▶ _GOAL_
Leave out the pictures and repeat the data exactly.
## begin PROVIDED DATA
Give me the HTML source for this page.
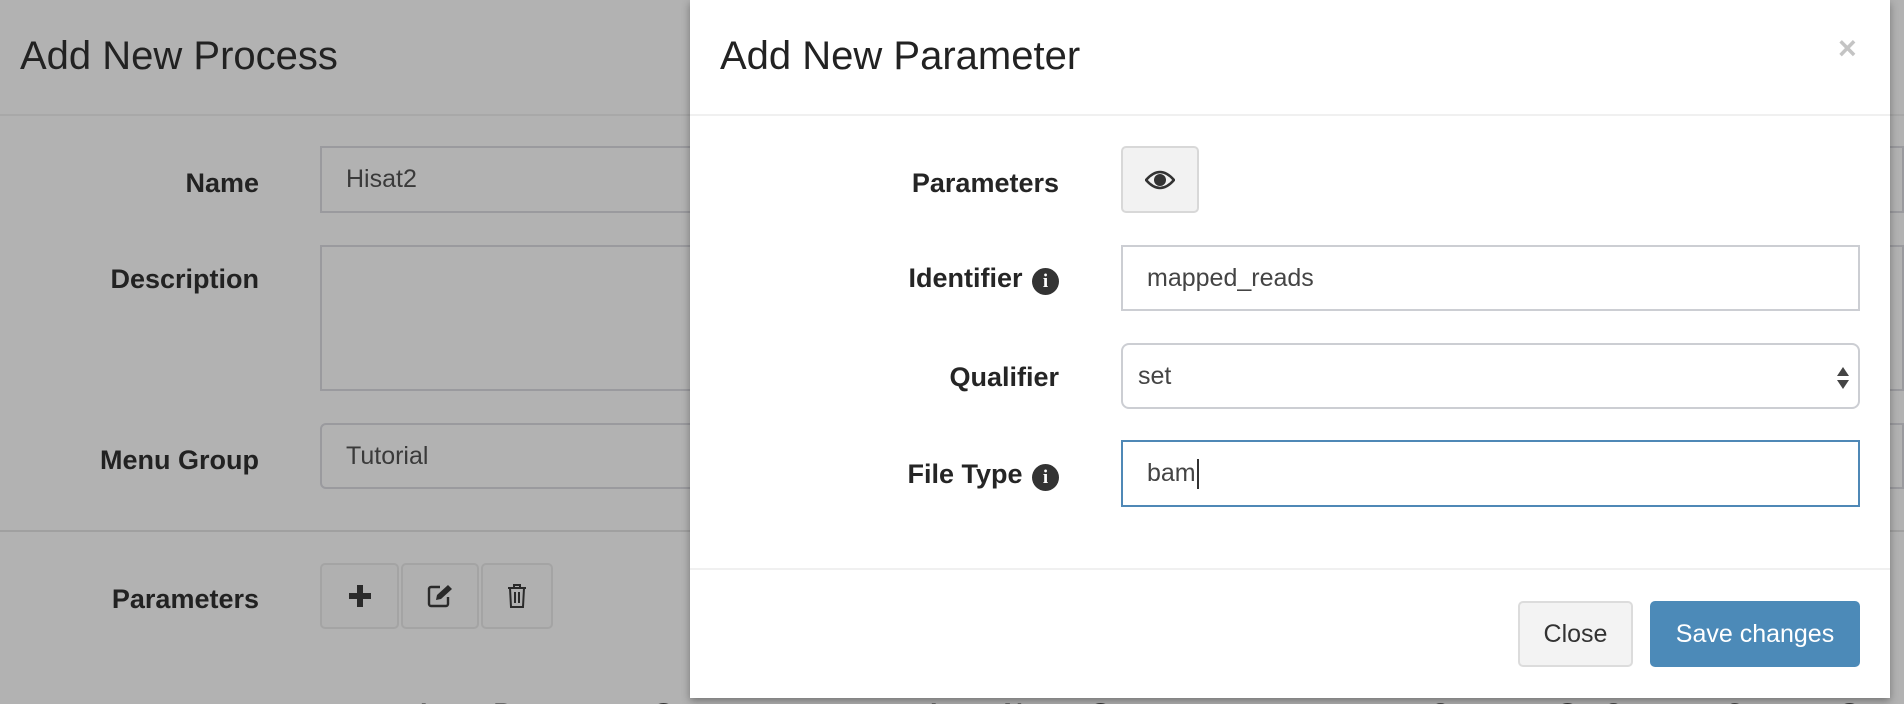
<!DOCTYPE html>
<html style="height:704px;overflow:hidden"><head><meta charset="utf-8"><style>
*{box-sizing:border-box;margin:0;padding:0}
body{width:1904px;height:704px;overflow:hidden;background:#b2b2b2;font-family:"Liberation Sans",sans-serif;position:relative;color:#222}
.a{position:absolute}
.t{font-size:40px;color:#222;line-height:1}
.lb{font-weight:bold;font-size:27px;line-height:1;text-align:right;color:#252525}
.bg .lb{color:#222}
.inp{position:absolute;border:2px solid #9a9a9e;font-size:25px;color:#3a3a3a;padding-left:50px;display:flex;align-items:center}
.btn{position:absolute;border:2px solid #a4a4a4;border-radius:5px;background:#b0b0b0;display:flex;align-items:center;justify-content:center}
.m{position:absolute;left:690px;top:0;width:1200px;height:698px;background:#fff;box-shadow:0 3px 8px rgba(0,0,0,.35)}
.mi{position:absolute;border:2px solid #ccced3;font-size:25px;color:#444;display:flex;align-items:center;background:#fff}
.info{display:inline-block;width:27px;height:27px;border-radius:50%;background:#333;color:#fff;font-size:19px;font-family:"Liberation Serif",serif;font-weight:bold;text-align:center;line-height:27px;vertical-align:0px;margin-left:2px}
.clip{position:absolute;left:0;top:680px;width:1904px;height:24px;overflow:hidden}
</style></head><body>
<div class="bg">
<div class="a t" style="left:20px;top:36px">Add New Process</div>
<div class="a" style="left:0;top:114px;width:1904px;height:2px;background:#a8a8a8"></div>
<div class="a lb" style="left:0;width:259px;top:170px">Name</div>
<div class="inp" style="left:320px;top:146px;width:1584px;height:67px;padding-left:24px">Hisat2</div>
<div class="a lb" style="left:0;width:259px;top:266px">Description</div>
<div class="inp" style="left:320px;top:245px;width:1584px;height:146px"></div>
<div class="a lb" style="left:0;width:259px;top:447px">Menu Group</div>
<div class="inp" style="left:320px;top:423px;width:1584px;height:66px;border-radius:6px 0 0 6px;padding-left:24px">Tutorial</div>
<div class="a" style="left:0;top:530px;width:1904px;height:2px;background:#a0a0a0"></div>
<div class="a lb" style="left:0;width:259px;top:586px">Parameters</div>
<div class="btn" style="left:320px;top:563px;width:79px;height:66px"><svg width="26" height="26" viewBox="0 0 26 26"><path d="M13 2v22M2 13h22" stroke="#2a2a2a" stroke-width="6"/></svg></div>
<div class="btn" style="left:401px;top:563px;width:78px;height:66px"><svg width="28" height="24" viewBox="0 0 28 24"><path d="M14 3H5a2 2 0 0 0-2 2v15a2 2 0 0 0 2 2h15a2 2 0 0 0 2-2v-7" fill="none" stroke="#2a2a2a" stroke-width="2.4"/><path d="M10 16l1-5L22 1l4 4-11 10z" fill="#2a2a2a"/></svg></div>
<div class="btn" style="left:481px;top:563px;width:72px;height:66px"><svg width="20" height="26" viewBox="0 0 20 26"><path d="M1 5h18M7 5V2h6v3M3 5l1 19h12l1-19M8 9v11M12 9v11" fill="none" stroke="#2a2a2a" stroke-width="2"/></svg></div>
<div class="clip">
<div class="a lb" style="left:420px;top:20px;white-space:nowrap">Input Parameters <span class="info">i</span></div>
<div class="a lb" style="left:930px;top:20px;white-space:nowrap">Input Name <span class="info">i</span></div>
<div class="a lb" style="left:1430px;top:20px;white-space:nowrap">Operator <span class="info">i</span> &nbsp; Operator Content <span class="info">i</span></div>
</div>
</div>
<div class="m">
<div class="a t" style="left:30px;top:36px">Add New Parameter</div>
<div class="a" style="left:1148px;top:32px;font-size:32px;font-weight:bold;color:#c4c4c4;line-height:1">×</div>
<div class="a" style="left:0;top:114px;width:1200px;height:2px;background:#f0f0f0"></div>
<div class="a lb" style="left:0;width:369px;top:170px">Parameters</div>
<div class="a" style="left:431px;top:146px;width:78px;height:67px;border:2px solid #d8d8d8;border-radius:5px;background:#f2f2f2;display:flex;align-items:center;justify-content:center"><svg width="30" height="20" viewBox="0 0 30 20"><path d="M1 10Q15-6 29 10Q15 26 1 10z" fill="none" stroke="#333" stroke-width="2.5"/><circle cx="15" cy="10" r="6" fill="#333"/></svg></div>
<div class="a lb" style="left:0;width:369px;top:265px">Identifier <span class="info">i</span></div>
<div class="mi" style="left:431px;top:245px;width:739px;height:66px;padding-left:24px">mapped_reads</div>
<div class="a lb" style="left:0;width:369px;top:364px">Qualifier</div>
<div class="mi" style="left:431px;top:343px;width:739px;height:66px;border-radius:8px;padding-left:15px">set<svg style="position:absolute;right:8px;top:22px" width="14" height="22" viewBox="0 0 14 22"><path d="M1 9L7 0l6 9zM1 13l6 9 6-9z" fill="#444"/></svg></div>
<div class="a lb" style="left:0;width:369px;top:461px">File Type <span class="info">i</span></div>
<div class="mi" style="left:431px;top:440px;width:739px;height:67px;border-color:#4f88b6;padding-left:24px">bam<span style="display:inline-block;width:2px;height:30px;background:#333;margin-left:1px"></span></div>
<div class="a" style="left:0;top:568px;width:1200px;height:2px;background:#f0f0f0"></div>
<div class="a" style="left:828px;top:601px;width:115px;height:66px;border:2px solid #dcdcdc;border-radius:5px;background:#f3f3f3;font-size:25px;color:#333;display:flex;align-items:center;justify-content:center">Close</div>
<div class="a" style="left:960px;top:601px;width:210px;height:66px;border-radius:5px;background:#4c8ab8;font-size:25px;color:#fff;display:flex;align-items:center;justify-content:center">Save changes</div>
</div>
</body></html>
## end PROVIDED DATA
▶ _COMPLETE RESPONSE_
Give me the HTML source for this page.
<!DOCTYPE html>
<html style="height:704px;overflow:hidden"><head><meta charset="utf-8"><style>
*{box-sizing:border-box;margin:0;padding:0}
body{width:1904px;height:704px;overflow:hidden;background:#b2b2b2;font-family:"Liberation Sans",sans-serif;position:relative;color:#222}
.a{position:absolute}
.t{font-size:40px;color:#222;line-height:1}
.lb{font-weight:bold;font-size:27px;line-height:1;text-align:right;color:#252525}
.bg .lb{color:#222}
.inp{position:absolute;border:2px solid #9a9a9e;font-size:25px;color:#3a3a3a;padding-left:50px;display:flex;align-items:center}
.btn{position:absolute;border:2px solid #a4a4a4;border-radius:5px;background:#b0b0b0;display:flex;align-items:center;justify-content:center}
.m{position:absolute;left:690px;top:0;width:1200px;height:698px;background:#fff;box-shadow:0 3px 8px rgba(0,0,0,.35)}
.mi{position:absolute;border:2px solid #ccced3;font-size:25px;color:#444;display:flex;align-items:center;background:#fff}
.info{display:inline-block;width:27px;height:27px;border-radius:50%;background:#333;color:#fff;font-size:19px;font-family:"Liberation Serif",serif;font-weight:bold;text-align:center;line-height:27px;vertical-align:0px;margin-left:2px}
.clip{position:absolute;left:0;top:680px;width:1904px;height:24px;overflow:hidden}
</style></head><body>
<div class="bg">
<div class="a t" style="left:20px;top:36px">Add New Process</div>
<div class="a" style="left:0;top:114px;width:1904px;height:2px;background:#a8a8a8"></div>
<div class="a lb" style="left:0;width:259px;top:170px">Name</div>
<div class="inp" style="left:320px;top:146px;width:1584px;height:67px;padding-left:24px">Hisat2</div>
<div class="a lb" style="left:0;width:259px;top:266px">Description</div>
<div class="inp" style="left:320px;top:245px;width:1584px;height:146px"></div>
<div class="a lb" style="left:0;width:259px;top:447px">Menu Group</div>
<div class="inp" style="left:320px;top:423px;width:1584px;height:66px;border-radius:6px 0 0 6px;padding-left:24px">Tutorial</div>
<div class="a" style="left:0;top:530px;width:1904px;height:2px;background:#a0a0a0"></div>
<div class="a lb" style="left:0;width:259px;top:586px">Parameters</div>
<div class="btn" style="left:320px;top:563px;width:79px;height:66px"><svg width="26" height="26" viewBox="0 0 26 26"><path d="M13 2v22M2 13h22" stroke="#2a2a2a" stroke-width="6"/></svg></div>
<div class="btn" style="left:401px;top:563px;width:78px;height:66px"><svg width="28" height="24" viewBox="0 0 28 24"><path d="M14 3H5a2 2 0 0 0-2 2v15a2 2 0 0 0 2 2h15a2 2 0 0 0 2-2v-7" fill="none" stroke="#2a2a2a" stroke-width="2.4"/><path d="M10 16l1-5L22 1l4 4-11 10z" fill="#2a2a2a"/></svg></div>
<div class="btn" style="left:481px;top:563px;width:72px;height:66px"><svg width="20" height="26" viewBox="0 0 20 26"><path d="M1 5h18M7 5V2h6v3M3 5l1 19h12l1-19M8 9v11M12 9v11" fill="none" stroke="#2a2a2a" stroke-width="2"/></svg></div>
<div class="clip">
<div class="a lb" style="left:420px;top:20px;white-space:nowrap">Input Parameters <span class="info">i</span></div>
<div class="a lb" style="left:930px;top:20px;white-space:nowrap">Input Name <span class="info">i</span></div>
<div class="a lb" style="left:1430px;top:20px;white-space:nowrap">Operator <span class="info">i</span> &nbsp; Operator Content <span class="info">i</span></div>
</div>
</div>
<div class="m">
<div class="a t" style="left:30px;top:36px">Add New Parameter</div>
<div class="a" style="left:1148px;top:32px;font-size:32px;font-weight:bold;color:#c4c4c4;line-height:1">×</div>
<div class="a" style="left:0;top:114px;width:1200px;height:2px;background:#f0f0f0"></div>
<div class="a lb" style="left:0;width:369px;top:170px">Parameters</div>
<div class="a" style="left:431px;top:146px;width:78px;height:67px;border:2px solid #d8d8d8;border-radius:5px;background:#f2f2f2;display:flex;align-items:center;justify-content:center"><svg width="30" height="20" viewBox="0 0 30 20"><path d="M1 10Q15-6 29 10Q15 26 1 10z" fill="none" stroke="#333" stroke-width="2.5"/><circle cx="15" cy="10" r="6" fill="#333"/></svg></div>
<div class="a lb" style="left:0;width:369px;top:265px">Identifier <span class="info">i</span></div>
<div class="mi" style="left:431px;top:245px;width:739px;height:66px;padding-left:24px">mapped_reads</div>
<div class="a lb" style="left:0;width:369px;top:364px">Qualifier</div>
<div class="mi" style="left:431px;top:343px;width:739px;height:66px;border-radius:8px;padding-left:15px">set<svg style="position:absolute;right:8px;top:22px" width="14" height="22" viewBox="0 0 14 22"><path d="M1 9L7 0l6 9zM1 13l6 9 6-9z" fill="#444"/></svg></div>
<div class="a lb" style="left:0;width:369px;top:461px">File Type <span class="info">i</span></div>
<div class="mi" style="left:431px;top:440px;width:739px;height:67px;border-color:#4f88b6;padding-left:24px">bam<span style="display:inline-block;width:2px;height:30px;background:#333;margin-left:1px"></span></div>
<div class="a" style="left:0;top:568px;width:1200px;height:2px;background:#f0f0f0"></div>
<div class="a" style="left:828px;top:601px;width:115px;height:66px;border:2px solid #dcdcdc;border-radius:5px;background:#f3f3f3;font-size:25px;color:#333;display:flex;align-items:center;justify-content:center">Close</div>
<div class="a" style="left:960px;top:601px;width:210px;height:66px;border-radius:5px;background:#4c8ab8;font-size:25px;color:#fff;display:flex;align-items:center;justify-content:center">Save changes</div>
</div>
</body></html>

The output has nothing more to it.